A verbatim copy is needed of the lines from the one containing "Recreate this image" down to the one containing "const columns = ['Last", inclusive. Print it with no pictures.

_STORED ROWS_
* * * *

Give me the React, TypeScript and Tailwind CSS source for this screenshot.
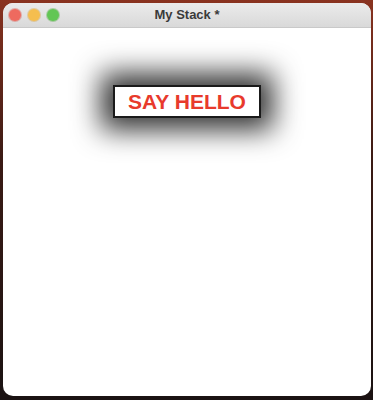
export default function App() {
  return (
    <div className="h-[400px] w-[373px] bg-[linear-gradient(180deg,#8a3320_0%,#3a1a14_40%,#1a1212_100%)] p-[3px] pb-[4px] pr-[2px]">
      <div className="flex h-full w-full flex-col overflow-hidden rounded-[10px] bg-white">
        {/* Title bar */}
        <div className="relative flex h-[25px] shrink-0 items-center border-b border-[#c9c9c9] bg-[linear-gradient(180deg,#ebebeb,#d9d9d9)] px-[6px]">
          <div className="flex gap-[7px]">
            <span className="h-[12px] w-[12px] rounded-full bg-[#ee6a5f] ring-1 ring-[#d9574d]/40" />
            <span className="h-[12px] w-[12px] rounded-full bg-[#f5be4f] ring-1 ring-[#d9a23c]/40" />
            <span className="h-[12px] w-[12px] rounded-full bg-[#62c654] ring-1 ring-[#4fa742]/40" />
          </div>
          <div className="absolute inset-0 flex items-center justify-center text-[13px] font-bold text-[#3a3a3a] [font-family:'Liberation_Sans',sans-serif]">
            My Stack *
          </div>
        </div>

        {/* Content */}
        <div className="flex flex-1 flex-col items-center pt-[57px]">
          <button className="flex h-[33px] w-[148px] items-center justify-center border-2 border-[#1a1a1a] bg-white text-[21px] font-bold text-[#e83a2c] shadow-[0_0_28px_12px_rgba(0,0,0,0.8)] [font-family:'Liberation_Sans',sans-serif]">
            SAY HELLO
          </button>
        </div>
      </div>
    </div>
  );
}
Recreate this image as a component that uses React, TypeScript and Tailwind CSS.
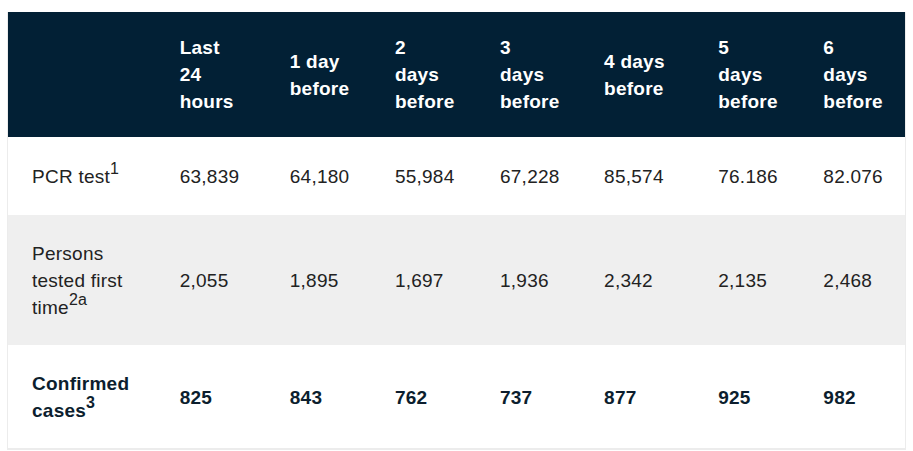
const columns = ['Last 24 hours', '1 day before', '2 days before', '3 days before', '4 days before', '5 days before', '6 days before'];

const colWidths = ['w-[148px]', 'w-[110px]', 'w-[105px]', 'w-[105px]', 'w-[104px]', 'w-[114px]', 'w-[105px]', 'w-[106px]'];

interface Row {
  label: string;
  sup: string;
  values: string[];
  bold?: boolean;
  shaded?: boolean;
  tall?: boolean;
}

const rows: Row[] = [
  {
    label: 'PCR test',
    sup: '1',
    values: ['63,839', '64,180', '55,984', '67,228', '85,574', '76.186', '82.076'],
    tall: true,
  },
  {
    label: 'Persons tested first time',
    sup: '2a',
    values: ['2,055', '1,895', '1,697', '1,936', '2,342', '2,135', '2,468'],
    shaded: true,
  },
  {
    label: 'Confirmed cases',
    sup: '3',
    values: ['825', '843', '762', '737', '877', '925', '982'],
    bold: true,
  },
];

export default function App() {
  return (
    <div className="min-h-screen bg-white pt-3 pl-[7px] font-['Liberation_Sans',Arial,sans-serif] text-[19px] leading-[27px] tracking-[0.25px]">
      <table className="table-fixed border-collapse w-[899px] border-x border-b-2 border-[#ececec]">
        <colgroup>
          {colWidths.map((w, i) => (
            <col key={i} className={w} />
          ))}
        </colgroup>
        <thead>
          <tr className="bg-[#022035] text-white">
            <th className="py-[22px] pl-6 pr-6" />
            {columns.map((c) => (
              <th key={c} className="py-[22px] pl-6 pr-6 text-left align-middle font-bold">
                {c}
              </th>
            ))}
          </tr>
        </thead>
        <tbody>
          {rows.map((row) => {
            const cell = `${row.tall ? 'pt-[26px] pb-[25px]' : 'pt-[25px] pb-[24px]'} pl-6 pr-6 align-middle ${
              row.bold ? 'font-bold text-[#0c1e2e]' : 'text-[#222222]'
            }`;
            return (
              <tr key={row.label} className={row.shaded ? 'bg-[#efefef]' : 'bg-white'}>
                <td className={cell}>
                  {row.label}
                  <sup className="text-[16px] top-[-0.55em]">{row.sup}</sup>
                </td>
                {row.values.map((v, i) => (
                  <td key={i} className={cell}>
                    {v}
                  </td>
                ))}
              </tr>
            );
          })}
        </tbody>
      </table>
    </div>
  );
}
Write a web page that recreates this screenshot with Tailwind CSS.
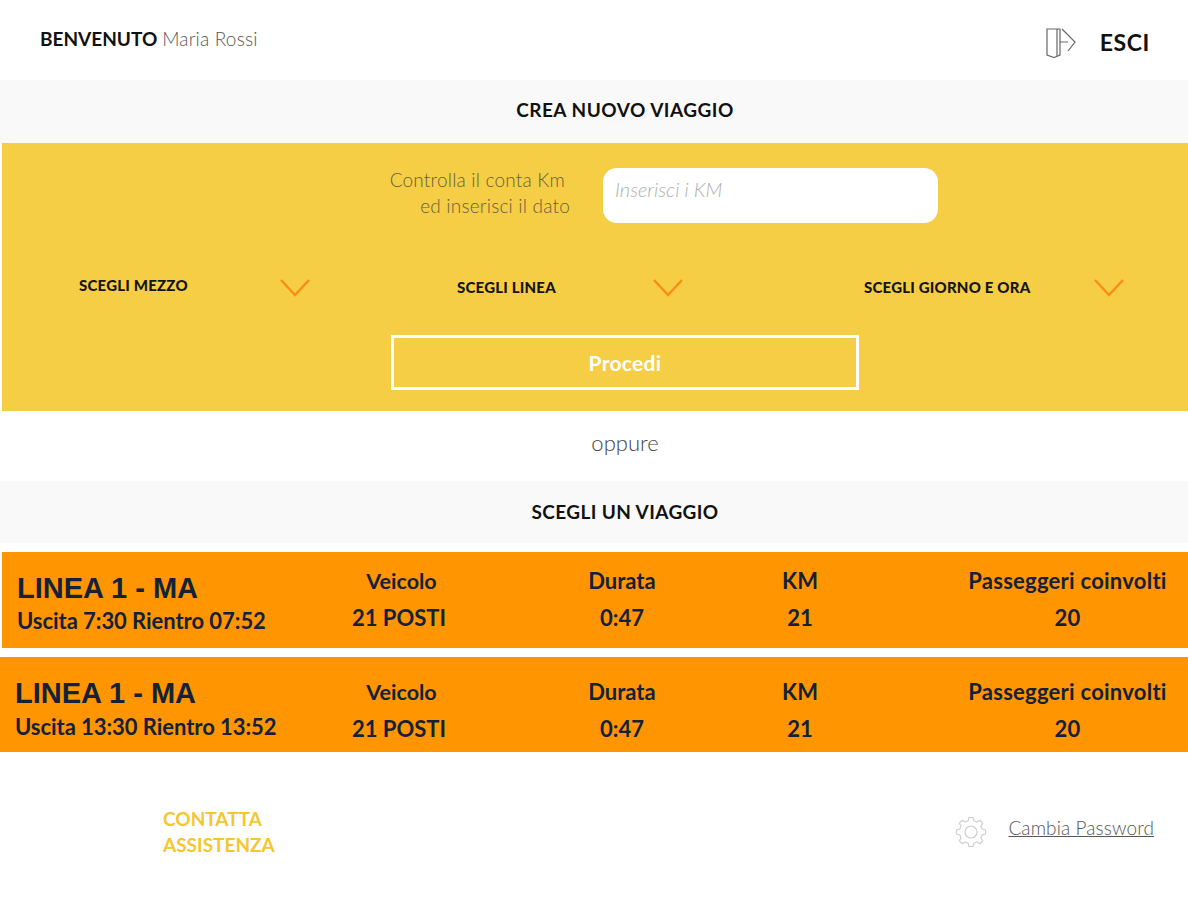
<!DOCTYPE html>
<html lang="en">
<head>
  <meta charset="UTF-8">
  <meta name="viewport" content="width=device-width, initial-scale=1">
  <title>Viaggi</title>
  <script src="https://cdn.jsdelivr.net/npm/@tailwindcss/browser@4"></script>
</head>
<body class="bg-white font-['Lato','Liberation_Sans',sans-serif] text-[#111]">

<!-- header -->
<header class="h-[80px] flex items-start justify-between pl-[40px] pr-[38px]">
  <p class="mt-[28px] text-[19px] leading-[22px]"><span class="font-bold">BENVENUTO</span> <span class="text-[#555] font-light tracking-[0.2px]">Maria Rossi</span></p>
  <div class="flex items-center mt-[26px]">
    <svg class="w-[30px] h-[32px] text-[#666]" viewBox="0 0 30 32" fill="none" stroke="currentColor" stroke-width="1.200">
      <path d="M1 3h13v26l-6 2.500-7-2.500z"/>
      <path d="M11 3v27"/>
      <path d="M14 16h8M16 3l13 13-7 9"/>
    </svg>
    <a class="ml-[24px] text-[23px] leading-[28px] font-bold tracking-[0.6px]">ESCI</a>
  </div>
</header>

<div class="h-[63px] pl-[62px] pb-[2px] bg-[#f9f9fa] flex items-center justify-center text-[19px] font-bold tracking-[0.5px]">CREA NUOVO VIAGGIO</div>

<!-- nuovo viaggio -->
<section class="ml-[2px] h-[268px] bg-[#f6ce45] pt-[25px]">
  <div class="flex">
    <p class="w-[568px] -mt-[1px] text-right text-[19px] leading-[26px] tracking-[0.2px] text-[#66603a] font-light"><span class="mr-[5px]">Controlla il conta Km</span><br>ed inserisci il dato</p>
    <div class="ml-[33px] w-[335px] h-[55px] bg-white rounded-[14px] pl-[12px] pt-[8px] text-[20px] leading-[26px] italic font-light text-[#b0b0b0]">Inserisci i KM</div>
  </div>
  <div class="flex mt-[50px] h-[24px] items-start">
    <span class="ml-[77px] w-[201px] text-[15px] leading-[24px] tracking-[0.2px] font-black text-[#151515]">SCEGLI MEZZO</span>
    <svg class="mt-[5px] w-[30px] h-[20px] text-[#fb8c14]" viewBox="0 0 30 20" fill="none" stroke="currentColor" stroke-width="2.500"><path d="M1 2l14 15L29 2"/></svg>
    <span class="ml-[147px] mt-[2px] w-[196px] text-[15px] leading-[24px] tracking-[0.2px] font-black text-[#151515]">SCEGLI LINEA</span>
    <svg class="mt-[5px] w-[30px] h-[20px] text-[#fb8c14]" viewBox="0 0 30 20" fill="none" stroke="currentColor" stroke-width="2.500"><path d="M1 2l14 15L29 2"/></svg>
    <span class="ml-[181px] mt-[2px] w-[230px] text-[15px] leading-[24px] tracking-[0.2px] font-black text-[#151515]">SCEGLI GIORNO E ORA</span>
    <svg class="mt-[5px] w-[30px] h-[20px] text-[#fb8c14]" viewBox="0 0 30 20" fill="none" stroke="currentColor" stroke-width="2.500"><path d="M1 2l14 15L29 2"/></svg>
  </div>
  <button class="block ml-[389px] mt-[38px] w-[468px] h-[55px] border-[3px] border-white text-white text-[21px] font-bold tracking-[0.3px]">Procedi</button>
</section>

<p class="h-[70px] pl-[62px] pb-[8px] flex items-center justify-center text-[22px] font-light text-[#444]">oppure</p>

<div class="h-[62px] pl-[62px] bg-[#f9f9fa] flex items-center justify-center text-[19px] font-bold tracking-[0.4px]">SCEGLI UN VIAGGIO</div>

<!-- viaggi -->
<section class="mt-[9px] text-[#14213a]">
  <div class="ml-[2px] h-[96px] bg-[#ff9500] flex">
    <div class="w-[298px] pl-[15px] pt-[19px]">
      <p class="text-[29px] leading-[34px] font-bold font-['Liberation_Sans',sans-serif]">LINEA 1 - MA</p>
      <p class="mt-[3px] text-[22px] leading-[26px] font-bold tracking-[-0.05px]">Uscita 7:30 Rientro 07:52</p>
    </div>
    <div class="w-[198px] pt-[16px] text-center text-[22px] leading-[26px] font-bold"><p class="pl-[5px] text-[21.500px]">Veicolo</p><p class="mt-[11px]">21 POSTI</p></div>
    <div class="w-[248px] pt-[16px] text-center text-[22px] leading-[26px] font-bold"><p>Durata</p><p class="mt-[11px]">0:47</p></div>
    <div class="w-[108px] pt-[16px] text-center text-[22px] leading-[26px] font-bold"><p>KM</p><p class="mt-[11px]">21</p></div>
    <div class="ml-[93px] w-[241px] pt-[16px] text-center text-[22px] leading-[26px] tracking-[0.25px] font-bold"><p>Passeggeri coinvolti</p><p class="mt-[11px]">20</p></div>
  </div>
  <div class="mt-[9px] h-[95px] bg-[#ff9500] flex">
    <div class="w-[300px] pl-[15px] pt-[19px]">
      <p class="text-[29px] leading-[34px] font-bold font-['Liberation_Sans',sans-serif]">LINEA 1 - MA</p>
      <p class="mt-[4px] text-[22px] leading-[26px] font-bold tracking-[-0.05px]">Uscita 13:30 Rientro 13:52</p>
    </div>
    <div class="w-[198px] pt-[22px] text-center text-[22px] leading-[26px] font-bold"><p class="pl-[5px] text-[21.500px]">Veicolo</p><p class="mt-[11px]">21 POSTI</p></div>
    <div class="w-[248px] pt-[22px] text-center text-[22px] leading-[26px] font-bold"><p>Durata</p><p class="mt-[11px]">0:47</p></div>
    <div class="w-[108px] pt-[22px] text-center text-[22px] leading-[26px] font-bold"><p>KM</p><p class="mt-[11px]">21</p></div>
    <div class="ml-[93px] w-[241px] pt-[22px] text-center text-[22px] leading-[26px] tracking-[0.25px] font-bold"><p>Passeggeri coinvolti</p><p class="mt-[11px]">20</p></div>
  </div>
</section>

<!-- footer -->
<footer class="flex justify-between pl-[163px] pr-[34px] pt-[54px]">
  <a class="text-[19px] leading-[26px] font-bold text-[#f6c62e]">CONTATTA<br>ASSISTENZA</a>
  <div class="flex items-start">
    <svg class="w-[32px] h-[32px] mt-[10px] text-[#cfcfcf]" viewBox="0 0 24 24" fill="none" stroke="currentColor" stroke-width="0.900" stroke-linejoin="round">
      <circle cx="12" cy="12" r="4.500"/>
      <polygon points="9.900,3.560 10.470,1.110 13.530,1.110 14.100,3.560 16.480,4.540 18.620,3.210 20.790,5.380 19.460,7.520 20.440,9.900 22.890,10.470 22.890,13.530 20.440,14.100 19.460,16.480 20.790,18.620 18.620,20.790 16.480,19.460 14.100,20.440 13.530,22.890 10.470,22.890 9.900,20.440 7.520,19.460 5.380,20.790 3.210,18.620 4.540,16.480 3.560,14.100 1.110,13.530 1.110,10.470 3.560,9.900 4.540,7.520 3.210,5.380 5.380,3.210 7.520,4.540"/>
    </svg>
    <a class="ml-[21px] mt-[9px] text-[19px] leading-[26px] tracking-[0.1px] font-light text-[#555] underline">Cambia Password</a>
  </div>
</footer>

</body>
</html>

* * * *

_OUTPUT FOR THIS TASK_
Recreate this image as a component that uses React, TypeScript and Tailwind CSS.
const columns = ['Last 24 hours', '1 day before', '2 days before', '3 days before', '4 days before', '5 days before', '6 days before'];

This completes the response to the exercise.